Jim Boswell and I are really happy with how this edition came out – it’s a thing of beauty. Jim’s artwork looks truly superb. The crappy jpeg below doesn’t do it justice.
Usual price is £15 + p&p. But Markosia have just begun a week-long special offer of £13 with free UK p&p.
Full colour. 96 pages including bonus material: sketches, script pages and things of that ilk.
Project Luna: 1947 will almost certainly never be available as a hardcover again.
Gears are slowly creaking into life for the launch of Project Luna: 1947 at LSCC next month.
Matt Soffe kindly produced this thoroughly brilliant poster for us. It’ll be included in the book’s bonus material. Matt blogged about creating the poster here.
A limited edition hardcover will be available at LSCC. Written by me, with art, letters and colours by Jim Boswell. 88 pages plus extras (script-to-art samples, sketches and whatnot). I’ll be there on the Saturday at the Markosia booth should you want a copy defaced with my signature.
A trade paperback release will follow through the usual channels.
Look what the postman just handed me.
A gift, and much appreciated. Peter Cushing by the brilliant Matt Soffe.
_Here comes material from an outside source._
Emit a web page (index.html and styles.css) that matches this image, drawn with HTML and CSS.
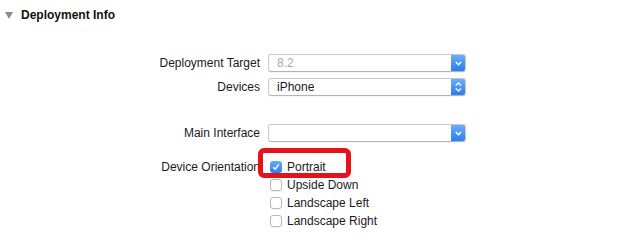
FILE: index.html
```html
<!DOCTYPE html>
<html lang="en">
<head>
    <meta charset="UTF-8">
    <title>Deployment Info</title>
    <link rel="stylesheet" href="styles.css">
</head>
<body>
    <div class="section">
        <div class="section-header">
            <svg class="disclosure" width="8" height="7" viewBox="0 0 8 7">
                <path d="M0 0 L8 0 L4 7 Z" fill="#8c8c8c"/>
            </svg>
            <span class="section-title">Deployment Info</span>
        </div>

        <div class="form">
            <div class="label row-target">Deployment Target</div>
            <div class="popup row-target disabled">
                <span class="popup-value">8.2</span>
                <span class="popup-btn">
                    <svg width="7" height="5" viewBox="0 0 7 5"><path d="M0.8 1 L3.5 3.8 L6.2 1" fill="none" stroke="#fff" stroke-width="1.4"/></svg>
                </span>
            </div>

            <div class="label row-devices">Devices</div>
            <div class="popup row-devices">
                <span class="popup-value">iPhone</span>
                <span class="popup-btn">
                    <svg width="7" height="10" viewBox="0 0 7 10"><path d="M0.8 3.6 L3.5 1 L6.2 3.6 M0.8 6.4 L3.5 9 L6.2 6.4" fill="none" stroke="#fff" stroke-width="1.3"/></svg>
                </span>
            </div>

            <div class="label row-main">Main Interface</div>
            <div class="popup row-main">
                <span class="popup-value"></span>
                <span class="popup-btn">
                    <svg width="7" height="5" viewBox="0 0 7 5"><path d="M0.8 1 L3.5 3.8 L6.2 1" fill="none" stroke="#fff" stroke-width="1.4"/></svg>
                </span>
            </div>

            <div class="label row-orient">Device Orientation</div>
            <div class="options row-orient">
                <div class="option highlighted">
                    <span class="checkbox checked">
                        <svg width="8" height="8" viewBox="0 0 8 8"><path d="M1.2 4.2 L3.2 6.2 L6.8 1.4" fill="none" stroke="#fff" stroke-width="1.5"/></svg>
                    </span>
                    <span>Portrait</span>
                    <div class="callout"></div>
                </div>
                <div class="option"><span class="checkbox"></span><span>Upside Down</span></div>
                <div class="option"><span class="checkbox"></span><span>Landscape Left</span></div>
                <div class="option"><span class="checkbox"></span><span>Landscape Right</span></div>
            </div>
        </div>
    </div>
</body>
</html>
```

FILE: styles.css
```css
* {
    margin: 0;
    padding: 0;
    box-sizing: border-box;
}

body {
    background: #fff;
    color: #1a1a1a;
    font-family: 'Liberation Sans', Arial, sans-serif;
    font-size: 12px;
    width: 621px;
    height: 240px;
    overflow: hidden;
}

.section-header {
    display: flex;
    align-items: center;
    gap: 8px;
    height: 31px;
    padding-left: 5px;
    padding-bottom: 1px;
}

.section-title {
    font-weight: 700;
    font-size: 12px;
    color: #111;
}

.form {
    display: grid;
    grid-template-columns: 260px 198px;
    column-gap: 8px;
    margin-top: 23px;
}

.label {
    text-align: right;
    height: 18px;
    line-height: 18px;
    white-space: nowrap;
}

.row-devices {
    margin-top: 6px;
}

.row-main {
    margin-top: 28px;
}

.row-orient {
    margin-top: 16px;
}

.popup {
    display: flex;
    align-items: stretch;
    height: 18px;
    border: 1px solid #c9c9c9;
    border-bottom-color: #b4b4b4;
    border-radius: 3px;
    background: #fff;
    box-shadow: 0 1px 0 rgba(0, 0, 0, 0.04);
    overflow: hidden;
}

.popup-value {
    flex: 1;
    padding-left: 8px;
    line-height: 16px;
    color: #1a1a1a;
}

.popup.disabled .popup-value {
    color: #a8a8a8;
}

.popup-btn {
    width: 14px;
    display: flex;
    align-items: center;
    justify-content: center;
    background: linear-gradient(#6aaefa, #2a7df2);
}

.options {
    display: flex;
    flex-direction: column;
}

.option {
    position: relative;
    display: flex;
    align-items: center;
    gap: 5px;
    height: 18px;
    padding-left: 2px;
}

.checkbox {
    width: 12px;
    height: 12px;
    border: 1px solid #b8b8b8;
    border-radius: 3px;
    background: #fff;
    box-shadow: 0 1px 0 rgba(0, 0, 0, 0.05);
    display: flex;
    align-items: center;
    justify-content: center;
}

.checkbox.checked {
    border: none;
    background: linear-gradient(#67acfa, #2c7ff3);
}

.callout {
    position: absolute;
    left: -10px;
    top: -10px;
    width: 93px;
    height: 30px;
    border: 5px solid #e5121c;
    border-radius: 6px;
}
```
It’s based on a publicity still from Hammer’s The Abominable Snowman. Always one of my favourite Hammer films – I taped it on VHS from a Channel 4 late-night showing, probably sometime around 1990. I think I was around 12 or 13 years old. It was a Friday night, I remember that quite clearly because I got up really early on the Saturday morning to watch it. It’s a really great film, written by Nigel Kneale (based on his earlier BBC drama The Creature, also staring Cushing), and features one of Cushing’s finest performances. I wish I had kept a count of how many times I have watched the films that obsess me.
Matt and I have been discussing the possibility of working on a comic together – a joyously monstrous horror book. A love letter, of sorts, to Hammer and Universal monster movies. If schedules allow we might start working on it towards the end of this year/start of next.